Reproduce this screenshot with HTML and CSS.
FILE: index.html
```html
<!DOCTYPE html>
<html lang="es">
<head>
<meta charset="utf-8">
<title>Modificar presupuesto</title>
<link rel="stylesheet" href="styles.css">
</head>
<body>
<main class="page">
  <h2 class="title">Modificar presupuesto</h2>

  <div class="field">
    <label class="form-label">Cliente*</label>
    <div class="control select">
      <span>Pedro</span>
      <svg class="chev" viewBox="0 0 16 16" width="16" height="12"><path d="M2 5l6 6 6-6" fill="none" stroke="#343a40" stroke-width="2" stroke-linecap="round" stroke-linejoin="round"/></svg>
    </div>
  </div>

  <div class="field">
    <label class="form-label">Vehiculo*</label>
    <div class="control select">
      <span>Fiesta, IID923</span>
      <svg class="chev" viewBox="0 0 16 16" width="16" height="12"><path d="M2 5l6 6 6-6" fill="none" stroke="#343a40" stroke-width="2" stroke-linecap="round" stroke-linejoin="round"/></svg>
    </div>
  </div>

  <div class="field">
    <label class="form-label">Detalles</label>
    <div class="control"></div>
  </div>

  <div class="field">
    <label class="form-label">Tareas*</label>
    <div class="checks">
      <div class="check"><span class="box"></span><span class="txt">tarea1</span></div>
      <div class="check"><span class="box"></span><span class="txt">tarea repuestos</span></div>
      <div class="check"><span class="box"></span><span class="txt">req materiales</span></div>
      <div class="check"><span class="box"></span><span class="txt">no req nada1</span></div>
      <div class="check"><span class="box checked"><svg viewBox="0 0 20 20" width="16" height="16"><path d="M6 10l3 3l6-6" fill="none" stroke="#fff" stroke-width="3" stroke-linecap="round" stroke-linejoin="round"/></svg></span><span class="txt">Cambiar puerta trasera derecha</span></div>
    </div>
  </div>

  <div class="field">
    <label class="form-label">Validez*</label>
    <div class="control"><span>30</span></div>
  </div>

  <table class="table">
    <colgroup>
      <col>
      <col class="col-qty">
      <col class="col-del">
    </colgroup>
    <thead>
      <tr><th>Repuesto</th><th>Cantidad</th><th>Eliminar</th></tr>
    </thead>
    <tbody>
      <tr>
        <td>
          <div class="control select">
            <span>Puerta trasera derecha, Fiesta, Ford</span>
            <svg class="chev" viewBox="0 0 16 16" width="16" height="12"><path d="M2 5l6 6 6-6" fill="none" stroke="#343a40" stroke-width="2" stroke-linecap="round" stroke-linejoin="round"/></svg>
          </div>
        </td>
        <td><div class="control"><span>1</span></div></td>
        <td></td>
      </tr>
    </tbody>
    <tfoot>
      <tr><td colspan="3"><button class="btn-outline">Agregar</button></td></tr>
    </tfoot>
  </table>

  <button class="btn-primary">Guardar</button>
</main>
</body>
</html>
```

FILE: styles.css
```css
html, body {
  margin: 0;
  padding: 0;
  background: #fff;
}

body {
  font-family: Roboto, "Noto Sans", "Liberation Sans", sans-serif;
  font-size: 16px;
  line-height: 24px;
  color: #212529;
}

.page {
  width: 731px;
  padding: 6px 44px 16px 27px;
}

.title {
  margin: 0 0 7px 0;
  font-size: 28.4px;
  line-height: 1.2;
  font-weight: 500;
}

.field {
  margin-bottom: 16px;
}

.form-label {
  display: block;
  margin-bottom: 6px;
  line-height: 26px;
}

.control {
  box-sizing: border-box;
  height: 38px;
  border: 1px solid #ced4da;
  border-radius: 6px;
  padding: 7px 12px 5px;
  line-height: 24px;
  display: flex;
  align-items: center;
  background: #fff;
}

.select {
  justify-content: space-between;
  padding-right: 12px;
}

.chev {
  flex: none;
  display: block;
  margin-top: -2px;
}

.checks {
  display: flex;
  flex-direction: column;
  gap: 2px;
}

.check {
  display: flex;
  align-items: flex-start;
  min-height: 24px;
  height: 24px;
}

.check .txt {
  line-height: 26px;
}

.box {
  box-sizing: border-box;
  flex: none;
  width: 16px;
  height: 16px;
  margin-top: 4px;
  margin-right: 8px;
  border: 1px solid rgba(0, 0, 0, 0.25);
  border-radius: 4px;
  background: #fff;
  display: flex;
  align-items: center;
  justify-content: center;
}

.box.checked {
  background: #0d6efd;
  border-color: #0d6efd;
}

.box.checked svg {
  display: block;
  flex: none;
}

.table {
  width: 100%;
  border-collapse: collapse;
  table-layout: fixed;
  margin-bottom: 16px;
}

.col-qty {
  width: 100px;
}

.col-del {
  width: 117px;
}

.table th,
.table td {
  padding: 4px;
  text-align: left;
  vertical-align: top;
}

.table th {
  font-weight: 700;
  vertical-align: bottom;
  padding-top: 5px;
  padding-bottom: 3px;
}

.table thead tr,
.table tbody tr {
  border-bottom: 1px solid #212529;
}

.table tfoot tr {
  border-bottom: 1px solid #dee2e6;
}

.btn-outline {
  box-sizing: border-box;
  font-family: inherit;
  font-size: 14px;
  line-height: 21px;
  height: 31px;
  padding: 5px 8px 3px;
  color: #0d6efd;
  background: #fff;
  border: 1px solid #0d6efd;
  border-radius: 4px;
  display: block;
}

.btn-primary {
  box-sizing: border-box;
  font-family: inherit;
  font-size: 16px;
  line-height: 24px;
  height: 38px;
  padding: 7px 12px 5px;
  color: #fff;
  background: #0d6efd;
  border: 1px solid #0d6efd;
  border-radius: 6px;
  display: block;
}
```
──────
● WHAT YOU ARE ASKED TO DO
Please repeat the material above, word for word and in full.

● ANSWER TO THE EXERCISE
Reproduce this screenshot with HTML and CSS.
FILE: index.html
```html
<!DOCTYPE html>
<html lang="es">
<head>
<meta charset="utf-8">
<title>Modificar presupuesto</title>
<link rel="stylesheet" href="styles.css">
</head>
<body>
<main class="page">
  <h2 class="title">Modificar presupuesto</h2>

  <div class="field">
    <label class="form-label">Cliente*</label>
    <div class="control select">
      <span>Pedro</span>
      <svg class="chev" viewBox="0 0 16 16" width="16" height="12"><path d="M2 5l6 6 6-6" fill="none" stroke="#343a40" stroke-width="2" stroke-linecap="round" stroke-linejoin="round"/></svg>
    </div>
  </div>

  <div class="field">
    <label class="form-label">Vehiculo*</label>
    <div class="control select">
      <span>Fiesta, IID923</span>
      <svg class="chev" viewBox="0 0 16 16" width="16" height="12"><path d="M2 5l6 6 6-6" fill="none" stroke="#343a40" stroke-width="2" stroke-linecap="round" stroke-linejoin="round"/></svg>
    </div>
  </div>

  <div class="field">
    <label class="form-label">Detalles</label>
    <div class="control"></div>
  </div>

  <div class="field">
    <label class="form-label">Tareas*</label>
    <div class="checks">
      <div class="check"><span class="box"></span><span class="txt">tarea1</span></div>
      <div class="check"><span class="box"></span><span class="txt">tarea repuestos</span></div>
      <div class="check"><span class="box"></span><span class="txt">req materiales</span></div>
      <div class="check"><span class="box"></span><span class="txt">no req nada1</span></div>
      <div class="check"><span class="box checked"><svg viewBox="0 0 20 20" width="16" height="16"><path d="M6 10l3 3l6-6" fill="none" stroke="#fff" stroke-width="3" stroke-linecap="round" stroke-linejoin="round"/></svg></span><span class="txt">Cambiar puerta trasera derecha</span></div>
    </div>
  </div>

  <div class="field">
    <label class="form-label">Validez*</label>
    <div class="control"><span>30</span></div>
  </div>

  <table class="table">
    <colgroup>
      <col>
      <col class="col-qty">
      <col class="col-del">
    </colgroup>
    <thead>
      <tr><th>Repuesto</th><th>Cantidad</th><th>Eliminar</th></tr>
    </thead>
    <tbody>
      <tr>
        <td>
          <div class="control select">
            <span>Puerta trasera derecha, Fiesta, Ford</span>
            <svg class="chev" viewBox="0 0 16 16" width="16" height="12"><path d="M2 5l6 6 6-6" fill="none" stroke="#343a40" stroke-width="2" stroke-linecap="round" stroke-linejoin="round"/></svg>
          </div>
        </td>
        <td><div class="control"><span>1</span></div></td>
        <td></td>
      </tr>
    </tbody>
    <tfoot>
      <tr><td colspan="3"><button class="btn-outline">Agregar</button></td></tr>
    </tfoot>
  </table>

  <button class="btn-primary">Guardar</button>
</main>
</body>
</html>
```

FILE: styles.css
```css
html, body {
  margin: 0;
  padding: 0;
  background: #fff;
}

body {
  font-family: Roboto, "Noto Sans", "Liberation Sans", sans-serif;
  font-size: 16px;
  line-height: 24px;
  color: #212529;
}

.page {
  width: 731px;
  padding: 6px 44px 16px 27px;
}

.title {
  margin: 0 0 7px 0;
  font-size: 28.4px;
  line-height: 1.2;
  font-weight: 500;
}

.field {
  margin-bottom: 16px;
}

.form-label {
  display: block;
  margin-bottom: 6px;
  line-height: 26px;
}

.control {
  box-sizing: border-box;
  height: 38px;
  border: 1px solid #ced4da;
  border-radius: 6px;
  padding: 7px 12px 5px;
  line-height: 24px;
  display: flex;
  align-items: center;
  background: #fff;
}

.select {
  justify-content: space-between;
  padding-right: 12px;
}

.chev {
  flex: none;
  display: block;
  margin-top: -2px;
}

.checks {
  display: flex;
  flex-direction: column;
  gap: 2px;
}

.check {
  display: flex;
  align-items: flex-start;
  min-height: 24px;
  height: 24px;
}

.check .txt {
  line-height: 26px;
}

.box {
  box-sizing: border-box;
  flex: none;
  width: 16px;
  height: 16px;
  margin-top: 4px;
  margin-right: 8px;
  border: 1px solid rgba(0, 0, 0, 0.25);
  border-radius: 4px;
  background: #fff;
  display: flex;
  align-items: center;
  justify-content: center;
}

.box.checked {
  background: #0d6efd;
  border-color: #0d6efd;
}

.box.checked svg {
  display: block;
  flex: none;
}

.table {
  width: 100%;
  border-collapse: collapse;
  table-layout: fixed;
  margin-bottom: 16px;
}

.col-qty {
  width: 100px;
}

.col-del {
  width: 117px;
}

.table th,
.table td {
  padding: 4px;
  text-align: left;
  vertical-align: top;
}

.table th {
  font-weight: 700;
  vertical-align: bottom;
  padding-top: 5px;
  padding-bottom: 3px;
}

.table thead tr,
.table tbody tr {
  border-bottom: 1px solid #212529;
}

.table tfoot tr {
  border-bottom: 1px solid #dee2e6;
}

.btn-outline {
  box-sizing: border-box;
  font-family: inherit;
  font-size: 14px;
  line-height: 21px;
  height: 31px;
  padding: 5px 8px 3px;
  color: #0d6efd;
  background: #fff;
  border: 1px solid #0d6efd;
  border-radius: 4px;
  display: block;
}

.btn-primary {
  box-sizing: border-box;
  font-family: inherit;
  font-size: 16px;
  line-height: 24px;
  height: 38px;
  padding: 7px 12px 5px;
  color: #fff;
  background: #0d6efd;
  border: 1px solid #0d6efd;
  border-radius: 6px;
  display: block;
}
```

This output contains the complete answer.